===== Given information =====
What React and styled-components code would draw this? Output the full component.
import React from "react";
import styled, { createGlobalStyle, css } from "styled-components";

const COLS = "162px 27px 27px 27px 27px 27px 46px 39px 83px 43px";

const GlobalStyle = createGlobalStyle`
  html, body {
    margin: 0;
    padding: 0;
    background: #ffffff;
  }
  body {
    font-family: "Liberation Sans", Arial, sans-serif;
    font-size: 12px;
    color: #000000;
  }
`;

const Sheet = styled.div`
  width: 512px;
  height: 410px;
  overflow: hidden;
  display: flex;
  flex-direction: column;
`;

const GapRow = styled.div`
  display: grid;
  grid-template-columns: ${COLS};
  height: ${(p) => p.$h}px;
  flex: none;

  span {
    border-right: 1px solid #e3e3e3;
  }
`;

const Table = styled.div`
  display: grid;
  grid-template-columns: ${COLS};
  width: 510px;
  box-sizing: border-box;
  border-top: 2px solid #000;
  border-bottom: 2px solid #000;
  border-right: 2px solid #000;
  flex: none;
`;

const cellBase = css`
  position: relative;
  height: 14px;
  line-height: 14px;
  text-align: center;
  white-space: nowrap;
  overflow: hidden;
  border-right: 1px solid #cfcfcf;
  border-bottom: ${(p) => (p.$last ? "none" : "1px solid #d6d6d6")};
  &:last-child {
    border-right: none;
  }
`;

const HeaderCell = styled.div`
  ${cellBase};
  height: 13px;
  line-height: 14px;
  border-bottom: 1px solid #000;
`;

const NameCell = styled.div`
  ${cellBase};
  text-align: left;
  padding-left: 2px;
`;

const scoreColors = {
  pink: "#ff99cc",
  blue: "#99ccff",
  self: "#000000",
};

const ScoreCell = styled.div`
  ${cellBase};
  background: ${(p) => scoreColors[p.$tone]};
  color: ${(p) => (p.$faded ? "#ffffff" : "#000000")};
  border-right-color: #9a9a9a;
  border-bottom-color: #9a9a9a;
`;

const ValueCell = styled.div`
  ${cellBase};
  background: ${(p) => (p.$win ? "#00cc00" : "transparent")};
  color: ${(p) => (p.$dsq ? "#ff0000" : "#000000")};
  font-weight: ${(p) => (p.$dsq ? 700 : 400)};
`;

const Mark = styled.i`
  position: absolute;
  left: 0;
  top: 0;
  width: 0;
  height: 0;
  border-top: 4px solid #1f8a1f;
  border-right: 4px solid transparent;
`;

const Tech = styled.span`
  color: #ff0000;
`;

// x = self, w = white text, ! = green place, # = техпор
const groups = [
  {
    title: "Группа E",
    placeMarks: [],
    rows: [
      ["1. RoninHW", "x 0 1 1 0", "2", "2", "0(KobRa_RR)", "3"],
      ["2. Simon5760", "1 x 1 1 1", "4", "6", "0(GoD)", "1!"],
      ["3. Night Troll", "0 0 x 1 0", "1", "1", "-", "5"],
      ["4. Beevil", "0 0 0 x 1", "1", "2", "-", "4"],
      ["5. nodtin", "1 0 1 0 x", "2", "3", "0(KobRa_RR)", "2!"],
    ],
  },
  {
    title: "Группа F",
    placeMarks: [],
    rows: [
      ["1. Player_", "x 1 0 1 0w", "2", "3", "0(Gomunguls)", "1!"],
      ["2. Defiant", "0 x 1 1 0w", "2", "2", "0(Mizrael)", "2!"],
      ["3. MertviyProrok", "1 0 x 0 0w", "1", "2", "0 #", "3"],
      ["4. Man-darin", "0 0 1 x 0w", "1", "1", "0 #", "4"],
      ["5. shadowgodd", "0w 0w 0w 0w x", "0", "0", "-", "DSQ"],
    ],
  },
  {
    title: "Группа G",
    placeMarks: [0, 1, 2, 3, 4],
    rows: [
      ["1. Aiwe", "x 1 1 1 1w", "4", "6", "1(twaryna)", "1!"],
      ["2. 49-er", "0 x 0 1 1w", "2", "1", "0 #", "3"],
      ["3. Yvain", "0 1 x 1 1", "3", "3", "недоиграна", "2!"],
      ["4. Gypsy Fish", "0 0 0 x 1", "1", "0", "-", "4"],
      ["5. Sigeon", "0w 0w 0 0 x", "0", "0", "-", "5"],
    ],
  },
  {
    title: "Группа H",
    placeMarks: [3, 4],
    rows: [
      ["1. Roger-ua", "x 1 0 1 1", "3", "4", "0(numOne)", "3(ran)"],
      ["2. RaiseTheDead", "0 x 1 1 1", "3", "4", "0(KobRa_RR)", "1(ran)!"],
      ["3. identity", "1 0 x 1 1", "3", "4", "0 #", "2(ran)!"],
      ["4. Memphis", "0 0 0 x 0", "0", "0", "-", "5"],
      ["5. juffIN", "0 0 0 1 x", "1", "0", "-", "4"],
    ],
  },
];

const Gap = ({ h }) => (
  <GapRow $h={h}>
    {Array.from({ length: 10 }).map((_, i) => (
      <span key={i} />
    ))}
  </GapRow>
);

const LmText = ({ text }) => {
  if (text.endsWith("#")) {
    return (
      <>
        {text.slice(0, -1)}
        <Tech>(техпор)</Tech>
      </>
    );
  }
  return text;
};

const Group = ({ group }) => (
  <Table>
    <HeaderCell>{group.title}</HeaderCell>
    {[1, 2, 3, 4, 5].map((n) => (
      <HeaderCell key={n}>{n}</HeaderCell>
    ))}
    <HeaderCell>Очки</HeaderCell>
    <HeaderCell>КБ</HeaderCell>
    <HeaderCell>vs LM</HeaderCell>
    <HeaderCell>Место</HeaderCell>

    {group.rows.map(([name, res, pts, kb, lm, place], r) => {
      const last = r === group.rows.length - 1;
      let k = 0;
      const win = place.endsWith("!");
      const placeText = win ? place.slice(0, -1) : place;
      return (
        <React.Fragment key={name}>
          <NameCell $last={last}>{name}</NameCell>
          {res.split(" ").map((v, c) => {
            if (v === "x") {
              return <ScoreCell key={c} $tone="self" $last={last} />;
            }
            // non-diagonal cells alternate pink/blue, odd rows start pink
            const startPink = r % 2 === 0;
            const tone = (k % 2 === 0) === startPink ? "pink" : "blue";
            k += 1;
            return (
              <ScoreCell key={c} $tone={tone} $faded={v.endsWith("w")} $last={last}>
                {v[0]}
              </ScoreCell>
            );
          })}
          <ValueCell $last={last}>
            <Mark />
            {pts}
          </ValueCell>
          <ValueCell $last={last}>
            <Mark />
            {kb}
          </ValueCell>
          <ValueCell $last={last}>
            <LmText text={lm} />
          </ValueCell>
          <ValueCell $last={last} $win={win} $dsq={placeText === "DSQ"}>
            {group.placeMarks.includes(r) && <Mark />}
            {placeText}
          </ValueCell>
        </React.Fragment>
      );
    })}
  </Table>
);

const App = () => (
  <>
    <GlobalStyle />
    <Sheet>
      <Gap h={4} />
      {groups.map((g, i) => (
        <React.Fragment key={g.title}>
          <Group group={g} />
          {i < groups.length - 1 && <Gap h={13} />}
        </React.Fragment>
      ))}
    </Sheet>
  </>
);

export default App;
=====
Task brief :: Write every line of the material above again, exactly.

Problem solution ::
What React and styled-components code would draw this? Output the full component.
import React from "react";
import styled, { createGlobalStyle, css } from "styled-components";

const COLS = "162px 27px 27px 27px 27px 27px 46px 39px 83px 43px";

const GlobalStyle = createGlobalStyle`
  html, body {
    margin: 0;
    padding: 0;
    background: #ffffff;
  }
  body {
    font-family: "Liberation Sans", Arial, sans-serif;
    font-size: 12px;
    color: #000000;
  }
`;

const Sheet = styled.div`
  width: 512px;
  height: 410px;
  overflow: hidden;
  display: flex;
  flex-direction: column;
`;

const GapRow = styled.div`
  display: grid;
  grid-template-columns: ${COLS};
  height: ${(p) => p.$h}px;
  flex: none;

  span {
    border-right: 1px solid #e3e3e3;
  }
`;

const Table = styled.div`
  display: grid;
  grid-template-columns: ${COLS};
  width: 510px;
  box-sizing: border-box;
  border-top: 2px solid #000;
  border-bottom: 2px solid #000;
  border-right: 2px solid #000;
  flex: none;
`;

const cellBase = css`
  position: relative;
  height: 14px;
  line-height: 14px;
  text-align: center;
  white-space: nowrap;
  overflow: hidden;
  border-right: 1px solid #cfcfcf;
  border-bottom: ${(p) => (p.$last ? "none" : "1px solid #d6d6d6")};
  &:last-child {
    border-right: none;
  }
`;

const HeaderCell = styled.div`
  ${cellBase};
  height: 13px;
  line-height: 14px;
  border-bottom: 1px solid #000;
`;

const NameCell = styled.div`
  ${cellBase};
  text-align: left;
  padding-left: 2px;
`;

const scoreColors = {
  pink: "#ff99cc",
  blue: "#99ccff",
  self: "#000000",
};

const ScoreCell = styled.div`
  ${cellBase};
  background: ${(p) => scoreColors[p.$tone]};
  color: ${(p) => (p.$faded ? "#ffffff" : "#000000")};
  border-right-color: #9a9a9a;
  border-bottom-color: #9a9a9a;
`;

const ValueCell = styled.div`
  ${cellBase};
  background: ${(p) => (p.$win ? "#00cc00" : "transparent")};
  color: ${(p) => (p.$dsq ? "#ff0000" : "#000000")};
  font-weight: ${(p) => (p.$dsq ? 700 : 400)};
`;

const Mark = styled.i`
  position: absolute;
  left: 0;
  top: 0;
  width: 0;
  height: 0;
  border-top: 4px solid #1f8a1f;
  border-right: 4px solid transparent;
`;

const Tech = styled.span`
  color: #ff0000;
`;

// x = self, w = white text, ! = green place, # = техпор
const groups = [
  {
    title: "Группа E",
    placeMarks: [],
    rows: [
      ["1. RoninHW", "x 0 1 1 0", "2", "2", "0(KobRa_RR)", "3"],
      ["2. Simon5760", "1 x 1 1 1", "4", "6", "0(GoD)", "1!"],
      ["3. Night Troll", "0 0 x 1 0", "1", "1", "-", "5"],
      ["4. Beevil", "0 0 0 x 1", "1", "2", "-", "4"],
      ["5. nodtin", "1 0 1 0 x", "2", "3", "0(KobRa_RR)", "2!"],
    ],
  },
  {
    title: "Группа F",
    placeMarks: [],
    rows: [
      ["1. Player_", "x 1 0 1 0w", "2", "3", "0(Gomunguls)", "1!"],
      ["2. Defiant", "0 x 1 1 0w", "2", "2", "0(Mizrael)", "2!"],
      ["3. MertviyProrok", "1 0 x 0 0w", "1", "2", "0 #", "3"],
      ["4. Man-darin", "0 0 1 x 0w", "1", "1", "0 #", "4"],
      ["5. shadowgodd", "0w 0w 0w 0w x", "0", "0", "-", "DSQ"],
    ],
  },
  {
    title: "Группа G",
    placeMarks: [0, 1, 2, 3, 4],
    rows: [
      ["1. Aiwe", "x 1 1 1 1w", "4", "6", "1(twaryna)", "1!"],
      ["2. 49-er", "0 x 0 1 1w", "2", "1", "0 #", "3"],
      ["3. Yvain", "0 1 x 1 1", "3", "3", "недоиграна", "2!"],
      ["4. Gypsy Fish", "0 0 0 x 1", "1", "0", "-", "4"],
      ["5. Sigeon", "0w 0w 0 0 x", "0", "0", "-", "5"],
    ],
  },
  {
    title: "Группа H",
    placeMarks: [3, 4],
    rows: [
      ["1. Roger-ua", "x 1 0 1 1", "3", "4", "0(numOne)", "3(ran)"],
      ["2. RaiseTheDead", "0 x 1 1 1", "3", "4", "0(KobRa_RR)", "1(ran)!"],
      ["3. identity", "1 0 x 1 1", "3", "4", "0 #", "2(ran)!"],
      ["4. Memphis", "0 0 0 x 0", "0", "0", "-", "5"],
      ["5. juffIN", "0 0 0 1 x", "1", "0", "-", "4"],
    ],
  },
];

const Gap = ({ h }) => (
  <GapRow $h={h}>
    {Array.from({ length: 10 }).map((_, i) => (
      <span key={i} />
    ))}
  </GapRow>
);

const LmText = ({ text }) => {
  if (text.endsWith("#")) {
    return (
      <>
        {text.slice(0, -1)}
        <Tech>(техпор)</Tech>
      </>
    );
  }
  return text;
};

const Group = ({ group }) => (
  <Table>
    <HeaderCell>{group.title}</HeaderCell>
    {[1, 2, 3, 4, 5].map((n) => (
      <HeaderCell key={n}>{n}</HeaderCell>
    ))}
    <HeaderCell>Очки</HeaderCell>
    <HeaderCell>КБ</HeaderCell>
    <HeaderCell>vs LM</HeaderCell>
    <HeaderCell>Место</HeaderCell>

    {group.rows.map(([name, res, pts, kb, lm, place], r) => {
      const last = r === group.rows.length - 1;
      let k = 0;
      const win = place.endsWith("!");
      const placeText = win ? place.slice(0, -1) : place;
      return (
        <React.Fragment key={name}>
          <NameCell $last={last}>{name}</NameCell>
          {res.split(" ").map((v, c) => {
            if (v === "x") {
              return <ScoreCell key={c} $tone="self" $last={last} />;
            }
            // non-diagonal cells alternate pink/blue, odd rows start pink
            const startPink = r % 2 === 0;
            const tone = (k % 2 === 0) === startPink ? "pink" : "blue";
            k += 1;
            return (
              <ScoreCell key={c} $tone={tone} $faded={v.endsWith("w")} $last={last}>
                {v[0]}
              </ScoreCell>
            );
          })}
          <ValueCell $last={last}>
            <Mark />
            {pts}
          </ValueCell>
          <ValueCell $last={last}>
            <Mark />
            {kb}
          </ValueCell>
          <ValueCell $last={last}>
            <LmText text={lm} />
          </ValueCell>
          <ValueCell $last={last} $win={win} $dsq={placeText === "DSQ"}>
            {group.placeMarks.includes(r) && <Mark />}
            {placeText}
          </ValueCell>
        </React.Fragment>
      );
    })}
  </Table>
);

const App = () => (
  <>
    <GlobalStyle />
    <Sheet>
      <Gap h={4} />
      {groups.map((g, i) => (
        <React.Fragment key={g.title}>
          <Group group={g} />
          {i < groups.length - 1 && <Gap h={13} />}
        </React.Fragment>
      ))}
    </Sheet>
  </>
);

export default App;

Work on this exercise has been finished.